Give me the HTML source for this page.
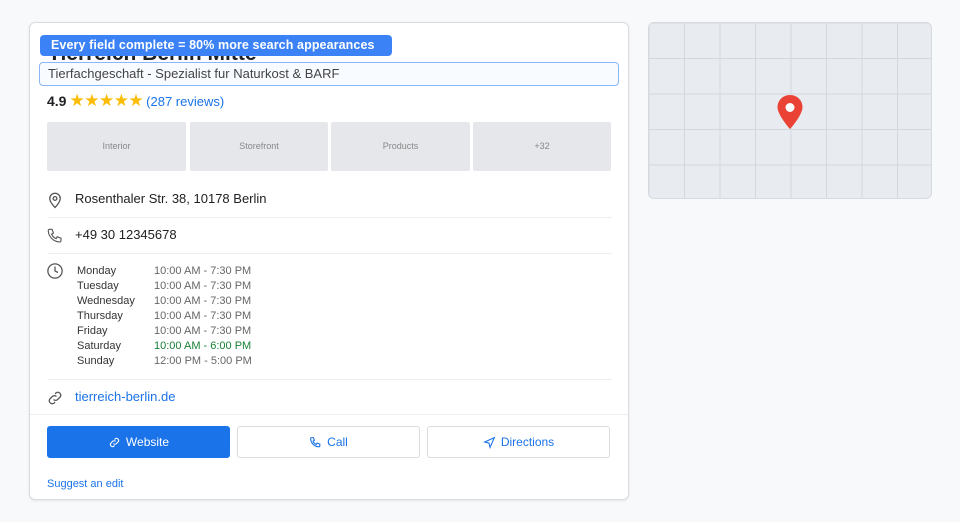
<!DOCTYPE html>
<html><head><style>
*{box-sizing:border-box;margin:0;padding:0}
body{width:960px;height:522px;background:#f8f9fa;font-family:"Liberation Sans",Arial,sans-serif;position:relative;overflow:hidden;color:#202124}
.card{position:absolute;left:29px;top:22px;width:600px;height:478px;background:#fff;border:1px solid #dadce0;border-radius:6px;box-shadow:0 1px 2px rgba(0,0,0,.08);overflow:hidden}
.abs{position:absolute}
.title{left:18px;top:19px;font-size:21px;font-weight:bold;color:#202124;white-space:nowrap}
.badge{left:10px;top:12px;height:21px;width:352px;background:#3b82f6;color:#fff;font-weight:bold;font-size:12.5px;line-height:21px;padding-left:11px;border-radius:4px;white-space:nowrap;letter-spacing:.1px}
.inp{left:9px;top:39px;width:580px;height:24px;border:1.5px solid #8ab4f8;border-radius:4px;background:#f8fbff;font-size:13px;color:#444;line-height:21px;padding-left:8px}
.rate{left:17px;top:70px;font-size:14px;line-height:16px;white-space:nowrap}
.stars{color:#fbbc04;font-size:17px;letter-spacing:-.5px;margin-left:3px}
.rate a{color:#1a73e8;font-size:13px;margin-left:3px}
.ph{top:99px;height:49px;background:#e5e7eb;border-radius:2px;font-size:9px;color:#888;text-align:center;line-height:49px}
.sep{left:18px;width:564px;height:1px;background:#eceef1}
.row{left:45px;font-size:13px}
.ic{left:16px}
.hours{left:47px;top:241px;font-size:11px;line-height:15px}
.hours td{padding:0}
.hours td:first-child{width:77px;color:#333}
.hours td:last-child{color:#666}
.btn{top:403px;height:32px;width:183px;border:1px solid #dadce0;border-radius:3px;font-size:12px;color:#1a73e8;display:flex;align-items:center;justify-content:center;gap:5px}
.map{position:absolute;left:648px;top:22px;width:284px;height:177px;border:1px solid #d6d9de;border-radius:6px;background-color:#e8ebf0;overflow:hidden;
background-image:linear-gradient(to right,#d3d8df 1px,transparent 1px),linear-gradient(to bottom,#d3d8df 1px,transparent 1px);background-size:35.5px 35.5px;background-position:-0.5px -0.5px}
</style></head><body>
<div class="card">
<div class="abs title">Tierreich Berlin Mitte</div>
<div class="abs badge">Every field complete = 80% more search appearances</div>
<div class="abs inp">Tierfachgeschaft - Spezialist fur Naturkost &amp; BARF</div>
<div class="abs rate"><b>4.9</b><span class="stars">★★★★★</span><a>(287 reviews)</a></div>
<div class="abs ph" style="left:17px;width:139px">Interior</div>
<div class="abs ph" style="left:160px;width:138px">Storefront</div>
<div class="abs ph" style="left:301px;width:139px">Products</div>
<div class="abs ph" style="left:443px;width:138px">+32</div>

<svg class="abs ic" style="top:168px" width="18" height="18" viewBox="0 0 24 24" fill="none" stroke="#555" stroke-width="1.7"><path d="M12 22s7-7 7-12a7 7 0 0 0-14 0c0 5 7 12 7 12z"/><circle cx="12" cy="10" r="2.5"/></svg>
<div class="abs row" style="top:168px">Rosenthaler Str. 38, 10178 Berlin</div>
<div class="abs sep" style="top:194px"></div>
<svg class="abs ic" style="top:204px" width="18" height="18" viewBox="0 0 24 24" fill="none" stroke="#555" stroke-width="1.5"><path d="M5 3h3l2 5-2.5 1.5a11 11 0 0 0 6 6L15 13l5 2v3a2 2 0 0 1-2 2A16 16 0 0 1 3 5a2 2 0 0 1 2-2z"/></svg>
<div class="abs row" style="top:204px">+49 30 12345678</div>
<div class="abs sep" style="top:230px"></div>
<svg class="abs ic" style="top:239px" width="18" height="18" viewBox="0 0 24 24" fill="none" stroke="#555" stroke-width="1.7"><circle cx="12" cy="12" r="9.5"/><path d="M12 6v6l4 2"/></svg>
<table class="abs hours" cellspacing="0">
<tr><td>Monday</td><td>10:00 AM - 7:30 PM</td></tr>
<tr><td>Tuesday</td><td>10:00 AM - 7:30 PM</td></tr>
<tr><td>Wednesday</td><td>10:00 AM - 7:30 PM</td></tr>
<tr><td>Thursday</td><td>10:00 AM - 7:30 PM</td></tr>
<tr><td>Friday</td><td>10:00 AM - 7:30 PM</td></tr>
<tr><td>Saturday</td><td style="color:#188038">10:00 AM - 6:00 PM</td></tr>
<tr><td>Sunday</td><td>12:00 PM - 5:00 PM</td></tr>
</table>
<div class="abs sep" style="top:356px"></div>
<svg class="abs ic" style="top:366px" width="18" height="18" viewBox="0 0 24 24" fill="none" stroke="#555" stroke-width="1.7"><path d="M10 14a4 4 0 0 0 5.5 0l3.5-3.5a4 4 0 0 0-5.5-5.5L12 6.5"/><path d="M14 10a4 4 0 0 0-5.5 0L5 13.5a4 4 0 0 0 5.5 5.5L12 17.5"/></svg>
<div class="abs row" style="top:366px;color:#1a73e8">tierreich-berlin.de</div>
<div class="abs sep" style="top:391px;left:0;width:600px"></div>

<div class="abs btn" style="left:17px;background:#1a73e8;border-color:#1a73e8;color:#fff"><svg width="13" height="13" viewBox="0 0 24 24" fill="none" stroke="#fff" stroke-width="2"><path d="M10 14a4 4 0 0 0 5.5 0l3.5-3.5a4 4 0 0 0-5.5-5.5L12 6.5"/><path d="M14 10a4 4 0 0 0-5.5 0L5 13.5a4 4 0 0 0 5.5 5.5L12 17.5"/></svg>Website</div>
<div class="abs btn" style="left:207px"><svg width="13" height="13" viewBox="0 0 24 24" fill="none" stroke="#1a73e8" stroke-width="2"><path d="M5 3h3l2 5-2.5 1.5a11 11 0 0 0 6 6L15 13l5 2v3a2 2 0 0 1-2 2A16 16 0 0 1 3 5a2 2 0 0 1 2-2z"/></svg>Call</div>
<div class="abs btn" style="left:397px"><svg width="13" height="13" viewBox="0 0 24 24" fill="none" stroke="#1a73e8" stroke-width="2"><path d="M21 3L3 11l8 2 2 8z"/></svg>Directions</div>
<div class="abs" style="left:17px;top:455px;font-size:11px;color:#1a73e8">Suggest an edit</div>
</div>

<div class="map">
<svg style="position:absolute;left:127px;top:71px" width="28" height="36" viewBox="0 0 28 36"><path d="M14 1C6.8 1 1.5 6.5 1.5 13.2 1.5 21 14 35 14 35s12.5-14 12.5-21.8C26.5 6.5 21.2 1 14 1z" fill="#ea4335"/><circle cx="14" cy="13.5" r="4.5" fill="#fff"/></svg>
</div>
</body></html>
********************
▶ **TASK DETAILS**
The material above must be printed exactly, with its pictures left out.

▶ **FULL RESPONSE**
Give me the HTML source for this page.
<!DOCTYPE html>
<html><head><style>
*{box-sizing:border-box;margin:0;padding:0}
body{width:960px;height:522px;background:#f8f9fa;font-family:"Liberation Sans",Arial,sans-serif;position:relative;overflow:hidden;color:#202124}
.card{position:absolute;left:29px;top:22px;width:600px;height:478px;background:#fff;border:1px solid #dadce0;border-radius:6px;box-shadow:0 1px 2px rgba(0,0,0,.08);overflow:hidden}
.abs{position:absolute}
.title{left:18px;top:19px;font-size:21px;font-weight:bold;color:#202124;white-space:nowrap}
.badge{left:10px;top:12px;height:21px;width:352px;background:#3b82f6;color:#fff;font-weight:bold;font-size:12.5px;line-height:21px;padding-left:11px;border-radius:4px;white-space:nowrap;letter-spacing:.1px}
.inp{left:9px;top:39px;width:580px;height:24px;border:1.5px solid #8ab4f8;border-radius:4px;background:#f8fbff;font-size:13px;color:#444;line-height:21px;padding-left:8px}
.rate{left:17px;top:70px;font-size:14px;line-height:16px;white-space:nowrap}
.stars{color:#fbbc04;font-size:17px;letter-spacing:-.5px;margin-left:3px}
.rate a{color:#1a73e8;font-size:13px;margin-left:3px}
.ph{top:99px;height:49px;background:#e5e7eb;border-radius:2px;font-size:9px;color:#888;text-align:center;line-height:49px}
.sep{left:18px;width:564px;height:1px;background:#eceef1}
.row{left:45px;font-size:13px}
.ic{left:16px}
.hours{left:47px;top:241px;font-size:11px;line-height:15px}
.hours td{padding:0}
.hours td:first-child{width:77px;color:#333}
.hours td:last-child{color:#666}
.btn{top:403px;height:32px;width:183px;border:1px solid #dadce0;border-radius:3px;font-size:12px;color:#1a73e8;display:flex;align-items:center;justify-content:center;gap:5px}
.map{position:absolute;left:648px;top:22px;width:284px;height:177px;border:1px solid #d6d9de;border-radius:6px;background-color:#e8ebf0;overflow:hidden;
background-image:linear-gradient(to right,#d3d8df 1px,transparent 1px),linear-gradient(to bottom,#d3d8df 1px,transparent 1px);background-size:35.5px 35.5px;background-position:-0.5px -0.5px}
</style></head><body>
<div class="card">
<div class="abs title">Tierreich Berlin Mitte</div>
<div class="abs badge">Every field complete = 80% more search appearances</div>
<div class="abs inp">Tierfachgeschaft - Spezialist fur Naturkost &amp; BARF</div>
<div class="abs rate"><b>4.9</b><span class="stars">★★★★★</span><a>(287 reviews)</a></div>
<div class="abs ph" style="left:17px;width:139px">Interior</div>
<div class="abs ph" style="left:160px;width:138px">Storefront</div>
<div class="abs ph" style="left:301px;width:139px">Products</div>
<div class="abs ph" style="left:443px;width:138px">+32</div>

<svg class="abs ic" style="top:168px" width="18" height="18" viewBox="0 0 24 24" fill="none" stroke="#555" stroke-width="1.7"><path d="M12 22s7-7 7-12a7 7 0 0 0-14 0c0 5 7 12 7 12z"/><circle cx="12" cy="10" r="2.5"/></svg>
<div class="abs row" style="top:168px">Rosenthaler Str. 38, 10178 Berlin</div>
<div class="abs sep" style="top:194px"></div>
<svg class="abs ic" style="top:204px" width="18" height="18" viewBox="0 0 24 24" fill="none" stroke="#555" stroke-width="1.5"><path d="M5 3h3l2 5-2.5 1.5a11 11 0 0 0 6 6L15 13l5 2v3a2 2 0 0 1-2 2A16 16 0 0 1 3 5a2 2 0 0 1 2-2z"/></svg>
<div class="abs row" style="top:204px">+49 30 12345678</div>
<div class="abs sep" style="top:230px"></div>
<svg class="abs ic" style="top:239px" width="18" height="18" viewBox="0 0 24 24" fill="none" stroke="#555" stroke-width="1.7"><circle cx="12" cy="12" r="9.5"/><path d="M12 6v6l4 2"/></svg>
<table class="abs hours" cellspacing="0">
<tr><td>Monday</td><td>10:00 AM - 7:30 PM</td></tr>
<tr><td>Tuesday</td><td>10:00 AM - 7:30 PM</td></tr>
<tr><td>Wednesday</td><td>10:00 AM - 7:30 PM</td></tr>
<tr><td>Thursday</td><td>10:00 AM - 7:30 PM</td></tr>
<tr><td>Friday</td><td>10:00 AM - 7:30 PM</td></tr>
<tr><td>Saturday</td><td style="color:#188038">10:00 AM - 6:00 PM</td></tr>
<tr><td>Sunday</td><td>12:00 PM - 5:00 PM</td></tr>
</table>
<div class="abs sep" style="top:356px"></div>
<svg class="abs ic" style="top:366px" width="18" height="18" viewBox="0 0 24 24" fill="none" stroke="#555" stroke-width="1.7"><path d="M10 14a4 4 0 0 0 5.5 0l3.5-3.5a4 4 0 0 0-5.5-5.5L12 6.5"/><path d="M14 10a4 4 0 0 0-5.5 0L5 13.5a4 4 0 0 0 5.5 5.5L12 17.5"/></svg>
<div class="abs row" style="top:366px;color:#1a73e8">tierreich-berlin.de</div>
<div class="abs sep" style="top:391px;left:0;width:600px"></div>

<div class="abs btn" style="left:17px;background:#1a73e8;border-color:#1a73e8;color:#fff"><svg width="13" height="13" viewBox="0 0 24 24" fill="none" stroke="#fff" stroke-width="2"><path d="M10 14a4 4 0 0 0 5.5 0l3.5-3.5a4 4 0 0 0-5.5-5.5L12 6.5"/><path d="M14 10a4 4 0 0 0-5.5 0L5 13.5a4 4 0 0 0 5.5 5.5L12 17.5"/></svg>Website</div>
<div class="abs btn" style="left:207px"><svg width="13" height="13" viewBox="0 0 24 24" fill="none" stroke="#1a73e8" stroke-width="2"><path d="M5 3h3l2 5-2.5 1.5a11 11 0 0 0 6 6L15 13l5 2v3a2 2 0 0 1-2 2A16 16 0 0 1 3 5a2 2 0 0 1 2-2z"/></svg>Call</div>
<div class="abs btn" style="left:397px"><svg width="13" height="13" viewBox="0 0 24 24" fill="none" stroke="#1a73e8" stroke-width="2"><path d="M21 3L3 11l8 2 2 8z"/></svg>Directions</div>
<div class="abs" style="left:17px;top:455px;font-size:11px;color:#1a73e8">Suggest an edit</div>
</div>

<div class="map">
<svg style="position:absolute;left:127px;top:71px" width="28" height="36" viewBox="0 0 28 36"><path d="M14 1C6.8 1 1.5 6.5 1.5 13.2 1.5 21 14 35 14 35s12.5-14 12.5-21.8C26.5 6.5 21.2 1 14 1z" fill="#ea4335"/><circle cx="14" cy="13.5" r="4.5" fill="#fff"/></svg>
</div>
</body></html>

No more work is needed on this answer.